BEGIN

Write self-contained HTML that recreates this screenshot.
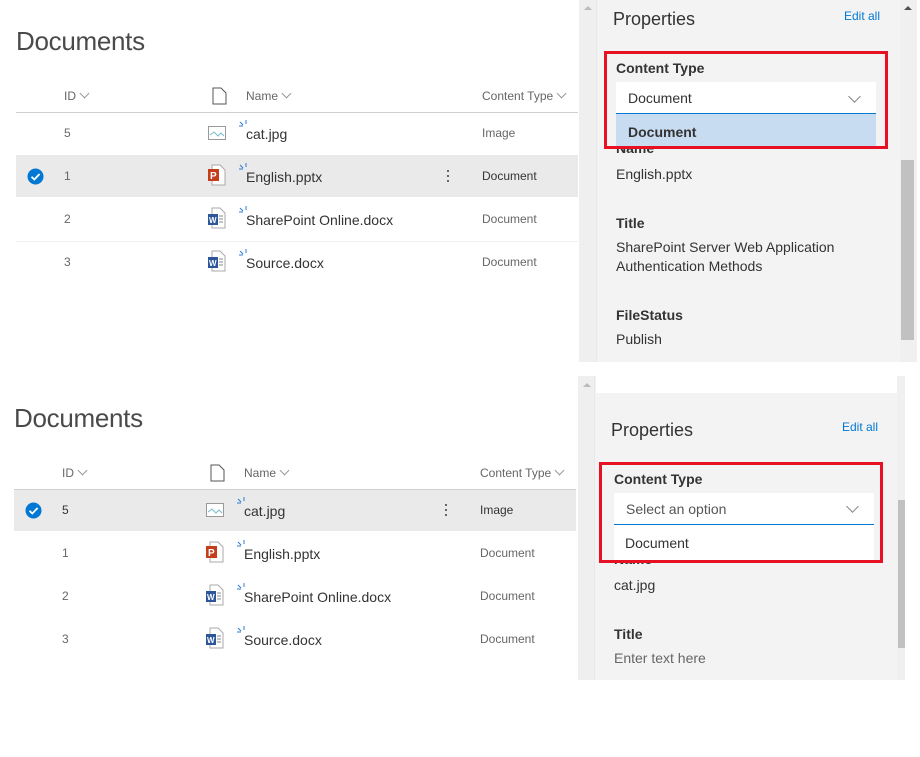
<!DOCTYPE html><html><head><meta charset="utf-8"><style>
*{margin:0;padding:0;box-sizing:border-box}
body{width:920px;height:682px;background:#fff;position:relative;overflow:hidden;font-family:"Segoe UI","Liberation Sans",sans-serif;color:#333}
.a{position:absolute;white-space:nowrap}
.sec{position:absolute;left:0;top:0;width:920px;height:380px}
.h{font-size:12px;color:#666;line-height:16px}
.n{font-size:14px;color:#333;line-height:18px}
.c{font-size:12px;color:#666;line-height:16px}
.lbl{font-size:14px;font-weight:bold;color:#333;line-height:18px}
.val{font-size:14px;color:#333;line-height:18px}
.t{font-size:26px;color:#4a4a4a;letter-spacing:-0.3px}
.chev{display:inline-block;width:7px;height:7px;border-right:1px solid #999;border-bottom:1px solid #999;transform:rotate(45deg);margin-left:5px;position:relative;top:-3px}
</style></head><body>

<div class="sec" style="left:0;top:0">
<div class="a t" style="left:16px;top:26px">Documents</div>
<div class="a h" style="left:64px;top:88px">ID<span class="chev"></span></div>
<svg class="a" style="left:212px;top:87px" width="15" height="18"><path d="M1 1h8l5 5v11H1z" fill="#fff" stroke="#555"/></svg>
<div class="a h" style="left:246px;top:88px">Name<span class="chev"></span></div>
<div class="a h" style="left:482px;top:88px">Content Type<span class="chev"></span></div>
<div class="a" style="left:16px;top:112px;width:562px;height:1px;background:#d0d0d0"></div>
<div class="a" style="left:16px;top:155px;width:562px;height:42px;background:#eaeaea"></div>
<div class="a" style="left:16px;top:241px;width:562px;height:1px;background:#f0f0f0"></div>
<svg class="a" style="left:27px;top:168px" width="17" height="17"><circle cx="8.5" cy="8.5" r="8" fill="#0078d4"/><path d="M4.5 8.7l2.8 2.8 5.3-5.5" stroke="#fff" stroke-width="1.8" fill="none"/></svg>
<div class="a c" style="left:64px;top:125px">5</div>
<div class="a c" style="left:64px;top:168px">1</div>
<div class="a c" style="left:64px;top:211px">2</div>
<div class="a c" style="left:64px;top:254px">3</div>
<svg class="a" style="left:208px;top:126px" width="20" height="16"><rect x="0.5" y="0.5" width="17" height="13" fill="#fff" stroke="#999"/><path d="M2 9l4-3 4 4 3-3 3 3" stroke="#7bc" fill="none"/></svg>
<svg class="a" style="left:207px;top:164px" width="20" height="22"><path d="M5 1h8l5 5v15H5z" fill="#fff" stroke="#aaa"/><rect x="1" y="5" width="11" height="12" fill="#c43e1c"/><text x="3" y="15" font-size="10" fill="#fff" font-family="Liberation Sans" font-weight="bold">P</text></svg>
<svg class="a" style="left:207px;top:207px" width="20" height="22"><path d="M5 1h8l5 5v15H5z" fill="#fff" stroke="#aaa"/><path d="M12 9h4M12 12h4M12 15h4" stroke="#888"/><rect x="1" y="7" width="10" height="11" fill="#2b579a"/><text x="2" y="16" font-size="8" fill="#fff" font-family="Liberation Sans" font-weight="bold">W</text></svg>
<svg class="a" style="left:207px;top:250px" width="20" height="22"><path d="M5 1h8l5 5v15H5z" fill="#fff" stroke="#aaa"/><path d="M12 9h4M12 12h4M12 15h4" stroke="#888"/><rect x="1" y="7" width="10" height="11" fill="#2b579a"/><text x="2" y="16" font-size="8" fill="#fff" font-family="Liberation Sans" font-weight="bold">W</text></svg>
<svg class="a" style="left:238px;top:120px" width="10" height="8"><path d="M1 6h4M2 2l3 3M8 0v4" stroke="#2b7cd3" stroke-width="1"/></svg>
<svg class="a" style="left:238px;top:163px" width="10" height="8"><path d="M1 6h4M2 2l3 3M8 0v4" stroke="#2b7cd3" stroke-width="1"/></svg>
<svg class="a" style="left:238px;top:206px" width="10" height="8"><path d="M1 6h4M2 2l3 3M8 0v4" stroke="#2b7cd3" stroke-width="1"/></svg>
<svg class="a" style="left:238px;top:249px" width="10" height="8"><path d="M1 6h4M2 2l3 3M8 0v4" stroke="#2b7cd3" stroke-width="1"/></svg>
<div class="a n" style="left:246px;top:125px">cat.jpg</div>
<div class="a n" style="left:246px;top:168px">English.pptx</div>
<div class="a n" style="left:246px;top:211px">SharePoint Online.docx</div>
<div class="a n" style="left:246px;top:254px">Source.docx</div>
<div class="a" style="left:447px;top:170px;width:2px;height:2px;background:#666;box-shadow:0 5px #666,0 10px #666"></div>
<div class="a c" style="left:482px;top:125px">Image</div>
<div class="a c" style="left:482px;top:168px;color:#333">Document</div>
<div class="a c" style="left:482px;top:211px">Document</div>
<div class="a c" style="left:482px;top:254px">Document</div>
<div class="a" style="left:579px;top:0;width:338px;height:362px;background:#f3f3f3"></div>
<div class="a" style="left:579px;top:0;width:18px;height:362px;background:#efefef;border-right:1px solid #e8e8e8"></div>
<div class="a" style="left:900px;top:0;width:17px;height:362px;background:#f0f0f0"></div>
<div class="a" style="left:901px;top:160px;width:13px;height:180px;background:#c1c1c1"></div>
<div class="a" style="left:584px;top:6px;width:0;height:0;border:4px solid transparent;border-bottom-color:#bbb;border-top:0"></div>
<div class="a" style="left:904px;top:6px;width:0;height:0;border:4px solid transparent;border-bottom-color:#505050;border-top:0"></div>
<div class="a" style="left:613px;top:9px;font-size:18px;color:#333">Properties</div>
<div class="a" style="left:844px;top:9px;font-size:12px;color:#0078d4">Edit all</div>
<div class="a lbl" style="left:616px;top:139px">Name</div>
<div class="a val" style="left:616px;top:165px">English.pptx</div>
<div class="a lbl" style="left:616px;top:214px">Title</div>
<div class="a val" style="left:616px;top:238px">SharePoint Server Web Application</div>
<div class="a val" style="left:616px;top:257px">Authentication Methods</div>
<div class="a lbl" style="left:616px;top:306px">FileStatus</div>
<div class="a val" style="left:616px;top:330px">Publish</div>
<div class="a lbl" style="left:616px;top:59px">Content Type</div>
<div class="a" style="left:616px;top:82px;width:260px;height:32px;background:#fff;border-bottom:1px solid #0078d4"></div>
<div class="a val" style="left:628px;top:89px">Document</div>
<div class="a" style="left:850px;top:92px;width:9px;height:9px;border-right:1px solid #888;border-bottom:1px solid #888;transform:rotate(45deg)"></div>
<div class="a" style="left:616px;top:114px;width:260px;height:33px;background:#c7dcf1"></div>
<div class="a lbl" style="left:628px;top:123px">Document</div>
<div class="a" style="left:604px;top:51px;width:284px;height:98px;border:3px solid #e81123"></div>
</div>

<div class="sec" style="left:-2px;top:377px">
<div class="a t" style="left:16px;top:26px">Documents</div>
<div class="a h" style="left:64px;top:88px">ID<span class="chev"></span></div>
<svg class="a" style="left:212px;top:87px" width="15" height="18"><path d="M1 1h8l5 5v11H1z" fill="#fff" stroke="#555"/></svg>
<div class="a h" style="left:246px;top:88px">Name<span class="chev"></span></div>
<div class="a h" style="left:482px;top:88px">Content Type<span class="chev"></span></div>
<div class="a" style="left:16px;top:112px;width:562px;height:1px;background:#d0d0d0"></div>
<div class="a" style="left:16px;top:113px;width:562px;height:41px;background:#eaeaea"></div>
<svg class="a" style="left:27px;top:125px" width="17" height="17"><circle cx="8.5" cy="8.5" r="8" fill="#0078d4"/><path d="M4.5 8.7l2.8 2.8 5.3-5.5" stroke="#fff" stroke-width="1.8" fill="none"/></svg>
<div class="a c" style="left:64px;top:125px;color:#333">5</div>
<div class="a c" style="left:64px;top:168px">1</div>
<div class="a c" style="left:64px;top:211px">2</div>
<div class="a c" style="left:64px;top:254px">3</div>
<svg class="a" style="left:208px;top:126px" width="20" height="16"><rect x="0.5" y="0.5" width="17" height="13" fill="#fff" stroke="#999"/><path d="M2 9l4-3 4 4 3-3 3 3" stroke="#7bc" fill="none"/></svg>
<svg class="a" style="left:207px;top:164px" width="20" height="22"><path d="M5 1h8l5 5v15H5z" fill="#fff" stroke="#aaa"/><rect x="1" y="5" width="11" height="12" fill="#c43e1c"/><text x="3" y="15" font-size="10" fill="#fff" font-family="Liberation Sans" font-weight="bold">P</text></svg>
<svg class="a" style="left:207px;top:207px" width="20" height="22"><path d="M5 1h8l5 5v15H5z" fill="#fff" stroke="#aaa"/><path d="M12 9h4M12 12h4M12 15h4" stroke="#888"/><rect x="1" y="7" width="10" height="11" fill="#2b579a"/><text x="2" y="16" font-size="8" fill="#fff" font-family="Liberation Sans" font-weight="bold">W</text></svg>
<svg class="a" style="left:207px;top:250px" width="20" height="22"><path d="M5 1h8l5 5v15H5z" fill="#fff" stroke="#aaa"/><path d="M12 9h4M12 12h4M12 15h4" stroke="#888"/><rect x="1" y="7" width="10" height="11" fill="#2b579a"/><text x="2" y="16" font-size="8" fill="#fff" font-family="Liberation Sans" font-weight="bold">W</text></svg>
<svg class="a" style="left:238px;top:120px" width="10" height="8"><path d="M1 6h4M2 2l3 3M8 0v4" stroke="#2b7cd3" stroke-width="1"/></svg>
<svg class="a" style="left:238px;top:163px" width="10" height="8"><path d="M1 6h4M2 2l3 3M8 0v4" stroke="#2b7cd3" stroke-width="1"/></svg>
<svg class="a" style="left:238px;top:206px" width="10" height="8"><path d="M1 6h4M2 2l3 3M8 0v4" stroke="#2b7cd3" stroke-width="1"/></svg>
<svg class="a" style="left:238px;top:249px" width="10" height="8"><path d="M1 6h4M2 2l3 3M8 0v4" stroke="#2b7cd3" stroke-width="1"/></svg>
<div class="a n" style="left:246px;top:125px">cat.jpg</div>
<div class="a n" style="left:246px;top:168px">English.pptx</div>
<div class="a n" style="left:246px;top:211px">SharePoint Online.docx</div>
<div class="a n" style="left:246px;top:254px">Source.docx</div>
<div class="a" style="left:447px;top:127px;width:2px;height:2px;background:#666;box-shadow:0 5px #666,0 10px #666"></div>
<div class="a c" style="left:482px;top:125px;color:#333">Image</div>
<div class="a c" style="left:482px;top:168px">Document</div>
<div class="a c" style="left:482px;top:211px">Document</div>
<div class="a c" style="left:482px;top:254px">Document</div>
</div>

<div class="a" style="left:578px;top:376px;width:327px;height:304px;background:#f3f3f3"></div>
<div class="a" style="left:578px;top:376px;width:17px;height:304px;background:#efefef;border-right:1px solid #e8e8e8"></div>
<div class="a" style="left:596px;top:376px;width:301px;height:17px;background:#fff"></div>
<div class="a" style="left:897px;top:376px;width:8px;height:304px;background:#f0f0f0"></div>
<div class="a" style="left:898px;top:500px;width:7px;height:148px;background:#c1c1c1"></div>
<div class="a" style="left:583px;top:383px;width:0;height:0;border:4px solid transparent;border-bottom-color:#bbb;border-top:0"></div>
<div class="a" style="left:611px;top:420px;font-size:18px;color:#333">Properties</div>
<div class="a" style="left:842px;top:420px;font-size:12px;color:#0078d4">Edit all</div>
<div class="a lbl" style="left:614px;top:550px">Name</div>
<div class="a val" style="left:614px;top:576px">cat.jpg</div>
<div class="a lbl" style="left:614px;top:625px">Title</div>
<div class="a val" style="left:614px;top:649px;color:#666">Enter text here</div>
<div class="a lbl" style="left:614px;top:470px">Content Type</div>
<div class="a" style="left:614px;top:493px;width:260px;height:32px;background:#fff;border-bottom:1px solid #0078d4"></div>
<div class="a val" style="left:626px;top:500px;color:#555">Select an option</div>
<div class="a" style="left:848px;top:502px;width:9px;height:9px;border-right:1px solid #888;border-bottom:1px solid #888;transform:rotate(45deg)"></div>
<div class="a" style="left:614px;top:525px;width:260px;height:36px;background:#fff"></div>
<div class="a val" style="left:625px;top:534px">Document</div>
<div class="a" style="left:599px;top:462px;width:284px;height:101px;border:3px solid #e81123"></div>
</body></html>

END

Skip the pictures and restate exactly the lines from the beginning of the listing to the line with "</style></head><body>", that line included.

> PROBLEM SOLUTION:
Write self-contained HTML that recreates this screenshot.
<!DOCTYPE html><html><head><meta charset="utf-8"><style>
*{margin:0;padding:0;box-sizing:border-box}
body{width:920px;height:682px;background:#fff;position:relative;overflow:hidden;font-family:"Segoe UI","Liberation Sans",sans-serif;color:#333}
.a{position:absolute;white-space:nowrap}
.sec{position:absolute;left:0;top:0;width:920px;height:380px}
.h{font-size:12px;color:#666;line-height:16px}
.n{font-size:14px;color:#333;line-height:18px}
.c{font-size:12px;color:#666;line-height:16px}
.lbl{font-size:14px;font-weight:bold;color:#333;line-height:18px}
.val{font-size:14px;color:#333;line-height:18px}
.t{font-size:26px;color:#4a4a4a;letter-spacing:-0.3px}
.chev{display:inline-block;width:7px;height:7px;border-right:1px solid #999;border-bottom:1px solid #999;transform:rotate(45deg);margin-left:5px;position:relative;top:-3px}
</style></head><body>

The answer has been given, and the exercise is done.